Tenemos dos caminos: o bien desaparecer para convertirnos en un espacio sin existencia real, en cuyo caso renacerán, a imagen de Alemania, todos los nacionalismos antiguos, debilitados, amargos y vengativos, coléricos. O bien delimitar en el interior de una Europa sin fronteras ni ambiciones un núcleo duro de cinco, seis o siete países que, desde la moneda común hasta el sistema de defensa integrada, se pongan en camino hacia una organización de tipo federal que les proporcione plena capacidad para definirse, decidir y actuar. No contra los otros países de Europa, sino, por el contrario, estando a su lado y ayudándolos.

Una Europa de dos velocidades, dos Europas en realidad: una que dedica toda su energía múltiple a la construcción de un auténtico Estado, otra que favorece los intercambios, se dota de un sistema de seguridad colectiva y crea una armonía para evitar cacofonías inútiles. Una, que adquiere la capacidad, no sin es fuerzo, de desempeñar un papel real en la difícil gestión del mundo, y que se lo disputa así a la hegemonía estadounidense. Otra, abierta al mercado y que negocia sus ventajas. Una, con entidad político-estratégica; la otra, sin ella.

Una, dispuesta a afrontar el futuro incierto de una Rusia en gestación y a ofrecer a la Europa mediocre un apoyo que ésta no dejará de necesitar, hasta que un día se construya a sí misma. La otra, fiel a Occidente, tentada por el Este, dividida entre sus intereses y sus temores, dispuesta a sufrir la historia.

No esperemos del nuevo Parlamento que tome estas decisiones. No lo esperemos del Consejo de Ministros de una Unión que se amplía sin mesura ni ambición. Esperemos que algunos Gobiernos, a riesgo de disgustar y hacer que se alcen gritos en contra, decidan asociarse para existir juntos y para proporcionar una oportunidad a Europa de forma consecuente.

Si Alemania, Bélgica, España, Francia, Holanda y Luxemburgo no se deciden a recuperar la energía original, Europa morirá a fuego lento y arrastrará en su declive a todos los Estados que hayan delegado en ella parte de su capacidad sin crear para ello una capacidad nueva.

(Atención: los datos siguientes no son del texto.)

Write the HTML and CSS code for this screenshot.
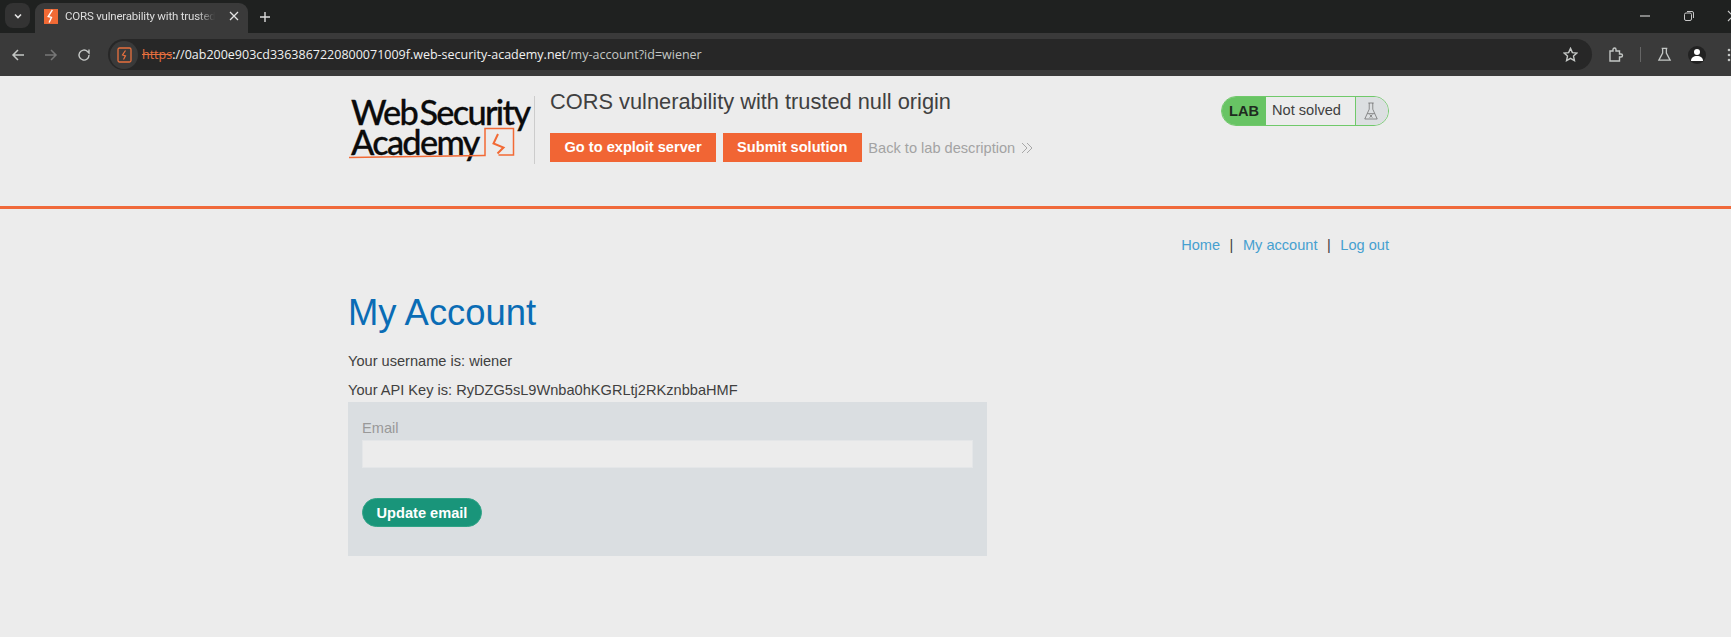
FILE: index.html
```html
<!DOCTYPE html>
<html lang="en">
    <head>
        <meta charset="utf-8">
        <title>CORS vulnerability with trusted null origin</title>
        <link rel="stylesheet" href="styles.css">
    </head>
    <body>
        <div class="tabstrip">
            <span class="tabmenu">
                <svg width="12" height="12" viewBox="0 0 12 12"><path d="M3 4.500l3 3 3-3" fill="none" stroke="#e3e3e3" stroke-width="1.600"/></svg>
            </span>
            <div class="tab">
                <svg class="favicon" width="14" height="15" viewBox="0 0 15 16"><rect width="15" height="16" fill="#f26a35"/><path d="M9 1L4.500 8l3.500 1-2.500 5.500" fill="none" stroke="#fff" stroke-width="1.500"/></svg>
                <span class="tabtitle">CORS vulnerability with trusted</span>
                <svg class="tabclose" width="12" height="12" viewBox="0 0 12 12"><path d="M2 2l8 8M10 2l-8 8" stroke="#e3e3e3" stroke-width="1.300"/></svg>
            </div>
            <svg class="newtab" width="12" height="12" viewBox="0 0 12 12"><path d="M6 1v10M1 6h10" stroke="#dcdcdc" stroke-width="1.400"/></svg>
            <div class="winctl">
                <svg width="12" height="12" viewBox="0 0 12 12"><path d="M1 6h10" stroke="#c8c8c8" stroke-width="1.200"/></svg>
                <svg width="12" height="12" viewBox="0 0 12 12"><rect x="1.500" y="3" width="7" height="7.500" rx="1.500" fill="none" stroke="#c8c8c8"/><path d="M4 1.500h5a1.500 1.500 0 0 1 1.500 1.500v5" fill="none" stroke="#c8c8c8"/></svg>
                <svg width="12" height="12" viewBox="0 0 12 12"><path d="M1 1l10 10M11 1L1 11" stroke="#c8c8c8" stroke-width="1.200"/></svg>
            </div>
        </div>
        <div class="toolbar">
            <svg width="14" height="14" viewBox="0 0 14 14"><path d="M13 7H2M7 2L2 7l5 5" fill="none" stroke="#c4c7c5" stroke-width="1.500"/></svg>
            <svg width="14" height="14" viewBox="0 0 14 14"><path d="M1 7h11M7 2l5 5-5 5" fill="none" stroke="#777" stroke-width="1.500"/></svg>
            <svg width="14" height="14" viewBox="0 0 14 14"><path d="M12 7a5 5 0 1 1-1.500-3.500L12 5V1.500" fill="none" stroke="#c4c7c5" stroke-width="1.400"/></svg>
            <div class="omnibox">
                <span class="siteicon">
                    <svg width="15" height="16" viewBox="0 0 15 16"><rect x="1" y="1" width="13" height="14" rx="1.500" fill="none" stroke="#e8703e" stroke-width="1.300"/><path d="M8.500 3.500L5.500 8l3 .8-2 3.700" fill="none" stroke="#e8703e" stroke-width="1.200"/></svg>
                </span>
                <span class="url"><s>https</s><span class="urlhost">://0ab200e903cd3363867220800071009f.web-security-academy.net</span>/my-account?id=wiener</span>
                <svg class="star" width="15" height="15" viewBox="0 0 16 16"><path d="M8 1.500l2 4.500 4.800.5-3.600 3.200 1 4.800L8 12.100l-4.200 2.400 1-4.800L1.200 6.500 6 6z" fill="none" stroke="#c4c7c5" stroke-width="1.500"/></svg>
            </div>
            <div class="tools">
                <svg width="16" height="16" viewBox="0 0 16 16"><path d="M2 4h3V2.500a1.500 1.500 0 0 1 3 0V4h3.500v3H13a1.500 1.500 0 0 1 0 3h-1.500v4H2z" fill="none" stroke="#c4c7c5" stroke-width="1.400"/></svg>
                <span class="toolsep"></span>
                <svg width="15" height="15" viewBox="0 0 16 16"><path d="M5 1.500h6M6 1.500v5L2 14h12l-4-7.500v-5" fill="none" stroke="#c4c7c5" stroke-width="1.400"/></svg>
                <span class="avatar">
                    <svg width="14" height="14" viewBox="0 0 14 14"><circle cx="7" cy="4" r="3" fill="#fff"/><path d="M1 13c0-3.500 2.500-5 6-5s6 1.500 6 5z" fill="#fff"/></svg>
                </span>
                <svg class="toolmenu" width="4" height="14" viewBox="0 0 4 14"><circle cx="2" cy="2" r="1.300" fill="#c4c7c5"/><circle cx="2" cy="7" r="1.300" fill="#c4c7c5"/><circle cx="2" cy="12" r="1.300" fill="#c4c7c5"/></svg>
            </div>
        </div>

        <header class="labheader">
            <div class="container headerrow">
                <div class="logo">
                    <span class="logotext">Web Security<br>Academy</span>
                    <svg class="logomark" width="170" height="36" viewBox="0 0 170 36"><path d="M1 32.500q60-1 135-2h1V3.500h28.500v26.500h-15" fill="none" stroke="#f26a35" stroke-width="1.500"/><path d="M150 9l-4.500 9.500 10 4-6 6" fill="none" stroke="#f26a35" stroke-width="2"/></svg>
                </div>
                <div class="labinfo">
                    <h2 class="labtitle">CORS vulnerability with trusted null origin</h2>
                    <div class="labactions">
                        <a class="btnorange">Go to exploit server</a>
                        <a class="btnorange">Submit solution</a>
                        <a class="backlink">Back to lab description
                            <svg width="12" height="12" viewBox="0 0 12 12"><path d="M1 1l5 5-5 5M6 1l5 5-5 5" fill="none" stroke="#a8a8a8"/></svg>
                        </a>
                    </div>
                </div>
                <div class="status">
                    <span class="statuslab">LAB</span>
                    <span class="statustext">Not solved</span>
                    <span class="statusicon">
                        <svg width="16" height="20" viewBox="0 0 18 22"><path d="M6 2h6M7 2v7L2 20h14L11 9V2M5 14h8M7.500 15l3 3.500M10.500 15l-3 3.500" fill="none" stroke="#666" stroke-width=".8"/></svg>
                    </span>
                </div>
            </div>
        </header>

        <div class="container">
            <nav class="topnav">
                <a>Home</a><span>|</span><a>My account</a><span>|</span><a>Log out</a>
            </nav>
            <h1 class="pagetitle">My Account</h1>
            <p class="line">Your username is: wiener</p>
            <p class="line apikey">Your API Key is: RyDZG5sL9Wnba0hKGRLtj2RKznbbaHMF</p>
            <form class="emailform">
                <label class="formlabel">Email</label>
                <input class="forminput" type="text">
                <button class="btngreen" type="button">Update email</button>
            </form>
        </div>
    </body>
</html>
```

FILE: styles.css
```css
*{margin:0;padding:0;box-sizing:border-box;}
html,body{height:100%;}
body{background:#ececec;overflow:hidden;font-family:"Liberation Sans",Arial,sans-serif;color:#404040;}
svg{display:block;flex:none;}

/* browser chrome */
.tabstrip{height:33px;background:#1f2120;display:flex;align-items:flex-end;padding-left:5px;position:relative;}
.tabmenu{width:25px;height:25px;margin:0 5px 5px 0;background:#333;border-radius:8px;display:flex;align-items:center;justify-content:center;}
.tab{width:213px;height:30px;background:#3a3a3a;border-radius:9px 9px 0 0;display:flex;align-items:center;padding:0 0 4px 9px;color:#dedede;font:11.500px Roboto,sans-serif;}
.tabtitle{width:150px;margin-left:7px;white-space:nowrap;letter-spacing:-.2px;-webkit-mask-image:linear-gradient(to right,#000 88%,transparent);}
.tabclose{margin-left:13px;}
.newtab{margin:0 0 10px 11px;}
.winctl{position:absolute;right:-8px;top:10px;display:flex;gap:32px;}
.toolbar{height:43px;background:#3a3a3a;display:flex;align-items:center;padding:0 0 0 11px;gap:19px;}
.omnibox{width:1485px;height:31px;margin-left:-2px;background:#272727;border-radius:16px;display:flex;align-items:center;padding:0 14.500px 0 2px;color:#c4c7c5;font:12.500px "Open Sans",sans-serif;}
.siteicon{width:28px;height:28px;border-radius:50%;background:#3a3a3a;display:flex;align-items:center;justify-content:center;margin-right:4px;}
.url{flex:1;white-space:nowrap;}
.url s{color:#e8703e;}
.urlhost{color:#f1f1f1;}
.tools{display:flex;align-items:center;gap:16px;margin-left:-3px;}
.toolsep{width:1px;height:15px;background:#666;}
.avatar{width:18px;height:18px;border-radius:50%;background:#222;display:flex;align-items:center;justify-content:center;}
.toolmenu{margin-left:5px;}

/* lab header */
.container{width:1041px;margin-left:348px;}
.labheader{height:133px;border-bottom:3px solid #f0693a;}
.headerrow{display:flex;padding-top:14px;}
.logo{width:187px;height:68px;margin-top:6px;border-right:1px solid #ccc;padding:1px 0 0 3px;position:relative;color:#0b0b0b;font:500 34.300px/30px Lato,sans-serif;letter-spacing:-1.700px;word-spacing:-4.500px;-webkit-text-stroke:.3px #0b0b0b;}
.logotext{display:block;white-space:nowrap;}
.logomark{position:absolute;left:0;top:29px;}
.labinfo{margin-left:15px;flex:1;}
.labtitle{font-size:21.800px;font-weight:400;line-height:24px;color:#404040;}
.labactions{display:flex;align-items:center;gap:6.500px;margin-top:19px;}
.btnorange{height:29px;padding:0 14.500px;background:#f16534;color:#fff;font-size:14.600px;font-weight:700;line-height:29px;}
.backlink{color:#a3a3a3;font-size:14.600px;display:flex;align-items:center;gap:6px;}
.status{width:168px;height:30px;margin-top:6px;border:1px solid #70c96a;border-radius:15px;display:flex;overflow:hidden;background:#ececec;font-size:14.600px;}
.statuslab{width:44px;background:#68c464;color:#1f2b1f;font-weight:700;text-align:center;line-height:28px;}
.statustext{flex:1;padding-left:6px;line-height:26px;}
.statusicon{width:33px;background:#dcdfe1;border-left:1px solid #70c96a;display:flex;align-items:center;justify-content:center;padding-right:3px;}

/* page */
.topnav{display:flex;justify-content:flex-end;gap:9.500px;margin-top:26px;font-size:14.600px;line-height:20px;color:#404040;}
.topnav a{color:#46a0d0;}
.pagetitle{margin-top:36px;font-size:36.400px;font-weight:400;line-height:44px;color:#0a6cb5;}
.line{margin-top:18px;font-size:14.600px;line-height:17px;}
.apikey{margin-top:12px;}
.emailform{width:639px;height:154px;margin-top:3px;background:#dadee1;padding:18px 14px 0;}
.formlabel{display:block;color:#999;font-size:14.600px;line-height:17px;}
.forminput{display:block;width:611px;height:28px;margin-top:3px;background:#ececec;border:1px solid #e4e6e8;}
.btngreen{display:block;width:120px;height:29px;margin-top:30px;border:1px solid #2fa386;border-radius:15px;background:#19957a;color:#fff;font:700 14.600px "Liberation Sans",Arial,sans-serif;}
```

Y si nos preguntamos qué necesidad hay de Europa, basta con comprender que el mundo va a ser gobernado por unas cuantas grandes potencias dotadas al mismo tiempo de capacidad económica y política, que es casi inconcebible que Europa no sea una de ellas y que, por el camino que lleva, cada vez hay menos razones para que lo sea.

Edgard Pisani es presidente del Instituto del Mundo Árabe de París y director de la revista L'Événement Européen.